* _Stated problem_:
Write the lines out again, from the top of the material to the line containing "import React from", pictures excluded.

[Begin]

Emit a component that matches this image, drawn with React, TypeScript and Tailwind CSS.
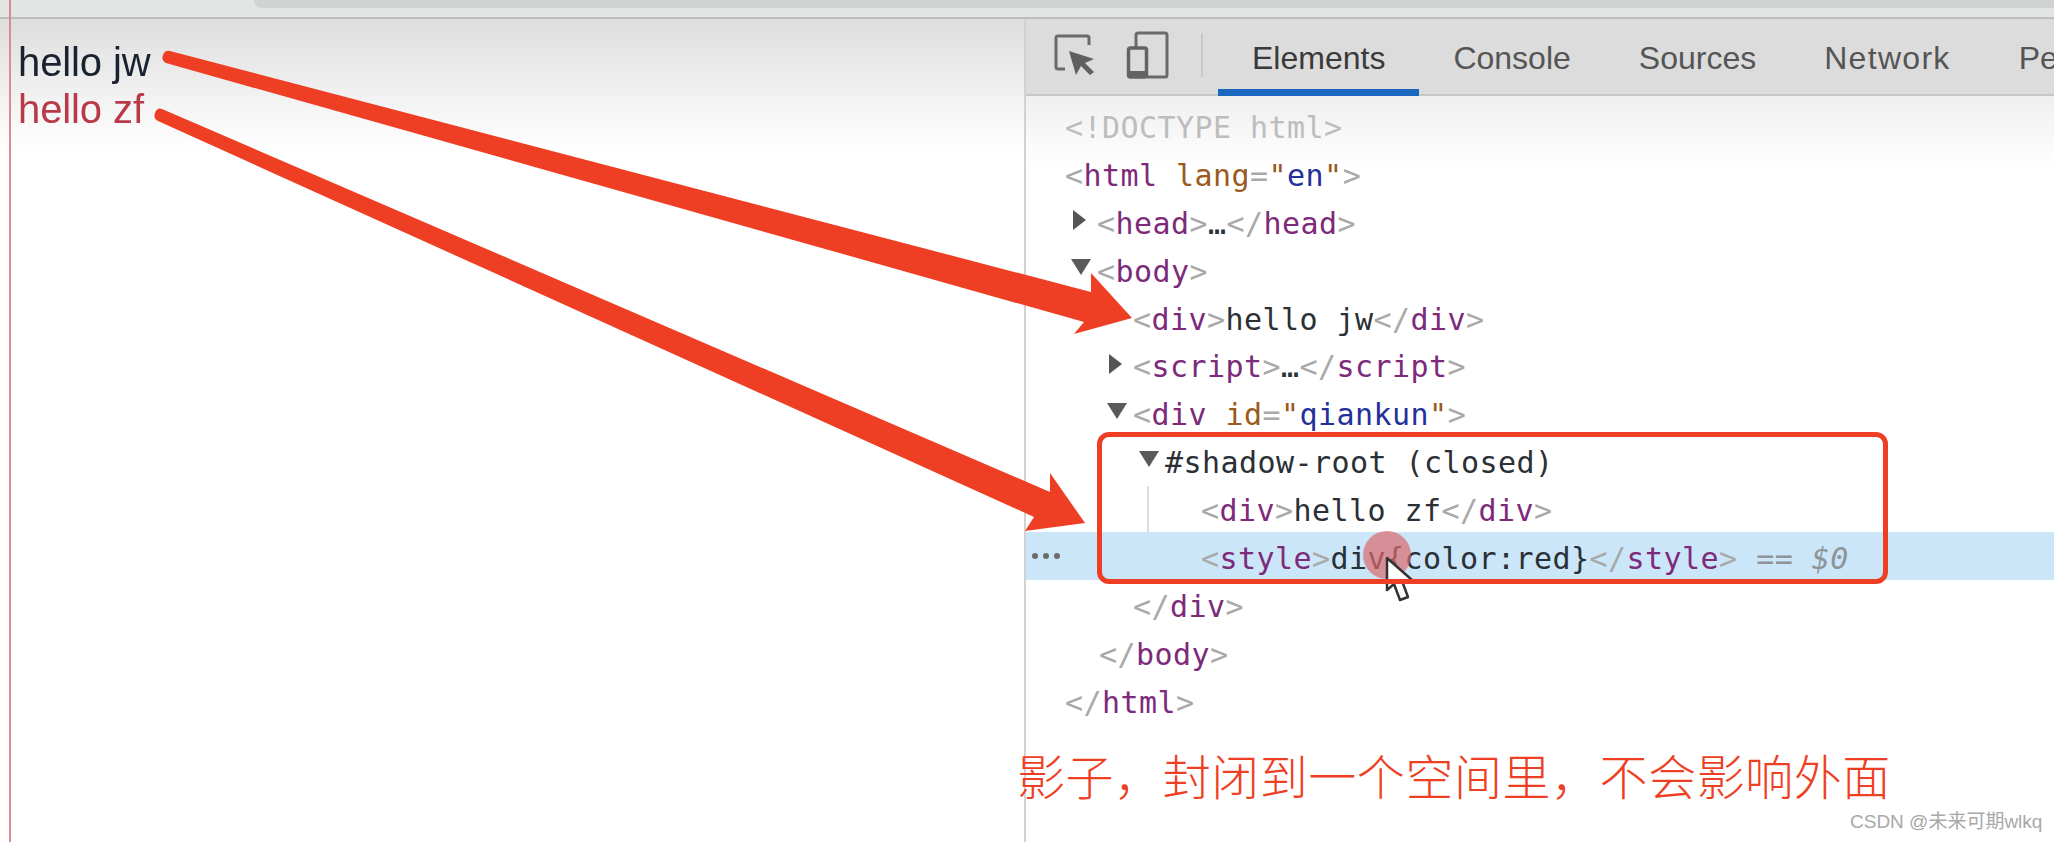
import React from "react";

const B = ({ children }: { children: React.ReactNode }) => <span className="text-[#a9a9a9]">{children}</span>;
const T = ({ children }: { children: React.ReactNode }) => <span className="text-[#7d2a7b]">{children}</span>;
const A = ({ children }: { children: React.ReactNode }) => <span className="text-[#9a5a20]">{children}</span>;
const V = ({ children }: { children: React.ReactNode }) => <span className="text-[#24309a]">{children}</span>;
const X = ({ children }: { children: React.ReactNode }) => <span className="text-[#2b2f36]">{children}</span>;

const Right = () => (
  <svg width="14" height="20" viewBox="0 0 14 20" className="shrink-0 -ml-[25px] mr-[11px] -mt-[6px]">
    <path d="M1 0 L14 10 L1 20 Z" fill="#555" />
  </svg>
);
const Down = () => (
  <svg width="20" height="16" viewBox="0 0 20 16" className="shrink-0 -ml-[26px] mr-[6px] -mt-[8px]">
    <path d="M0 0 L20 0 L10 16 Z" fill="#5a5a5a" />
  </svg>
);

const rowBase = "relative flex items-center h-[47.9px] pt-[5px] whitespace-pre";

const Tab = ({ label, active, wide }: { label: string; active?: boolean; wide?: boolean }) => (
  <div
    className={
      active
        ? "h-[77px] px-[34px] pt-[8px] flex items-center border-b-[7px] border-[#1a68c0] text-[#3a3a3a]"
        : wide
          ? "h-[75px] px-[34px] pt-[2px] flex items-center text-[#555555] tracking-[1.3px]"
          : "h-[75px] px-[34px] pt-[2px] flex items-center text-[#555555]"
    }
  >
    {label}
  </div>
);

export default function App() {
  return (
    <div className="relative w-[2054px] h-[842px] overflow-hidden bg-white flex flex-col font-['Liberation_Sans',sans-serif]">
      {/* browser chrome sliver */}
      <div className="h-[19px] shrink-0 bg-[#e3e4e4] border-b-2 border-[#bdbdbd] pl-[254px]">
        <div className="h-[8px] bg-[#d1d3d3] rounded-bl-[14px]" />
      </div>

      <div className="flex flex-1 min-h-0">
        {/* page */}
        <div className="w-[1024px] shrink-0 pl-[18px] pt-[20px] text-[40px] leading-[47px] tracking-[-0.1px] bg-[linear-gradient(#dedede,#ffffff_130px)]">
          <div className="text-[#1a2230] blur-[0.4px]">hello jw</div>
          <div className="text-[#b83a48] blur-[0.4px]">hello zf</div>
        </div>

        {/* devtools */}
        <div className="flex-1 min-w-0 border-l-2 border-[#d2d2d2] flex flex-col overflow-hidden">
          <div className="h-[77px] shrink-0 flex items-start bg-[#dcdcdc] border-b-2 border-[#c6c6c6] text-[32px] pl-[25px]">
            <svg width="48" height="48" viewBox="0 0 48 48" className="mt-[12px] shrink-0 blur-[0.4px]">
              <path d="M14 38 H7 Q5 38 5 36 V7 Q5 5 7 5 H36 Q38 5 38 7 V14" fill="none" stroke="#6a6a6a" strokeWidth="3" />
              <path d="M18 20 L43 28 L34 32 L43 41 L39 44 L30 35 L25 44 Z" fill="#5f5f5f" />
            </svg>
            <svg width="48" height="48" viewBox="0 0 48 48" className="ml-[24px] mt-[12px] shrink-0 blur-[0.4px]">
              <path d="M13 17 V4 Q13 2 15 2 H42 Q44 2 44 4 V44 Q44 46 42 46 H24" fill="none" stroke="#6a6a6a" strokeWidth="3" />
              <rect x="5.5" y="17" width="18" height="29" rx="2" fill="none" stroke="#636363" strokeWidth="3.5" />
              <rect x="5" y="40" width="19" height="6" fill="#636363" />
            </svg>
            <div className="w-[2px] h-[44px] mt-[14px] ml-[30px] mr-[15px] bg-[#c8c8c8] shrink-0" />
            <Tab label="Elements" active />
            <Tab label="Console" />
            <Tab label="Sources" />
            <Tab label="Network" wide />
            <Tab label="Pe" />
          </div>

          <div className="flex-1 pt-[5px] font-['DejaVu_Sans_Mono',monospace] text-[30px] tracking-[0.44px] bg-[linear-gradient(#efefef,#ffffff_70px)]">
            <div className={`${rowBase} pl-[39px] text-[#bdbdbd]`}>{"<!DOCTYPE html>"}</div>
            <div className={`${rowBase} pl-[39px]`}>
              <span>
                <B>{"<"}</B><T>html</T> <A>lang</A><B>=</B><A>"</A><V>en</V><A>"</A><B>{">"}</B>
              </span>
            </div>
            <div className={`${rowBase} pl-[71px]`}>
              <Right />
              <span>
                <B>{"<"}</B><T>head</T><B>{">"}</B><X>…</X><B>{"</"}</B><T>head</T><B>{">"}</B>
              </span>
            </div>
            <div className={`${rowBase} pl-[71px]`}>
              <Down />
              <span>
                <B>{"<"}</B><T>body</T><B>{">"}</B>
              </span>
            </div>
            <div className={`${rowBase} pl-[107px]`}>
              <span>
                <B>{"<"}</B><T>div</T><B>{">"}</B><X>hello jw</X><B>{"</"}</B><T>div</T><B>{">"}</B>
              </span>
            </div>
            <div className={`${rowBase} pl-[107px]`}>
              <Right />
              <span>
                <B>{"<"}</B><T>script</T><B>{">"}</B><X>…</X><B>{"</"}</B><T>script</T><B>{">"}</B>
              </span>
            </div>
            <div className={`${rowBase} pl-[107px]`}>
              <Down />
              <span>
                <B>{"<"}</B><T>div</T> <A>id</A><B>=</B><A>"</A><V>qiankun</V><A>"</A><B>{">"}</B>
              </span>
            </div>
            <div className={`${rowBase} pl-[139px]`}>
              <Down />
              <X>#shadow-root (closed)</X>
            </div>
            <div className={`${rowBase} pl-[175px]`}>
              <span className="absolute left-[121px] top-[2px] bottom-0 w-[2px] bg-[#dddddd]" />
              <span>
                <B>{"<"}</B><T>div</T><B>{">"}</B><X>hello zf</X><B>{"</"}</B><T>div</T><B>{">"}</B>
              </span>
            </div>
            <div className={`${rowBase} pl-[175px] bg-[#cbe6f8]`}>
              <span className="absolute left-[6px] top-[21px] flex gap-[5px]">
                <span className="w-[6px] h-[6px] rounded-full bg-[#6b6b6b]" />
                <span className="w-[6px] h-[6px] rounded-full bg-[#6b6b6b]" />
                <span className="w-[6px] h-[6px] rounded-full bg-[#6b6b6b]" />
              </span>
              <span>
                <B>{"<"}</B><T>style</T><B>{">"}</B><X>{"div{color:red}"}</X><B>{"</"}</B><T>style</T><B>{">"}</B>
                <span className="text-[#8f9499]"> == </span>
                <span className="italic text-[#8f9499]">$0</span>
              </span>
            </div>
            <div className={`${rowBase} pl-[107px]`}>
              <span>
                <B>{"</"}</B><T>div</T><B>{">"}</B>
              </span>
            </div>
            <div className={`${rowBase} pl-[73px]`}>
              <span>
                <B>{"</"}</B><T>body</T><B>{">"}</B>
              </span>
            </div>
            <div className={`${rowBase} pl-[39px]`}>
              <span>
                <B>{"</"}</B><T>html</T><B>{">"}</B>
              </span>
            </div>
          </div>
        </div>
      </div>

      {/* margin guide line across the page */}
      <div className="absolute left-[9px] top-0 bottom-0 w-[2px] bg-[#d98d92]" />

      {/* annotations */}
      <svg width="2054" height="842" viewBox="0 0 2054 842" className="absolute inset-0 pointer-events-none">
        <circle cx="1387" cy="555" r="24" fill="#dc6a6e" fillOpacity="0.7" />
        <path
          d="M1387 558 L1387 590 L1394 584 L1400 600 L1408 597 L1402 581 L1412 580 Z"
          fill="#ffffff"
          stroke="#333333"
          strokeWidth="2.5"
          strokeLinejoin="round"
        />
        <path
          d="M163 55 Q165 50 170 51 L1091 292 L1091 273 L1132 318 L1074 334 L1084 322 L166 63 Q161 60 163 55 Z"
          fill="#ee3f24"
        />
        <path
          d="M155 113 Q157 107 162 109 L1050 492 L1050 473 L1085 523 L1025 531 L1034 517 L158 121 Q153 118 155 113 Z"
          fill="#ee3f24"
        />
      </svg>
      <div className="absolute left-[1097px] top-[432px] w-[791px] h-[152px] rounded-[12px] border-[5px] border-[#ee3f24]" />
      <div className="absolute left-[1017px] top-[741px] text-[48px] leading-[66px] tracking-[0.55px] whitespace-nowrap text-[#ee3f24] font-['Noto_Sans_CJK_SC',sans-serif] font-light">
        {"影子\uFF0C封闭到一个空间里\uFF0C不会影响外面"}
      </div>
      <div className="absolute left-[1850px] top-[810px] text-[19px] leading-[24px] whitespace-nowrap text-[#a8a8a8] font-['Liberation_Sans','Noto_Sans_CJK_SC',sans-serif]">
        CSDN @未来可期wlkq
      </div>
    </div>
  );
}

[End]

* _Solution below_:
Emit a component that matches this image, drawn with React, TypeScript and Tailwind CSS.
import React from "react";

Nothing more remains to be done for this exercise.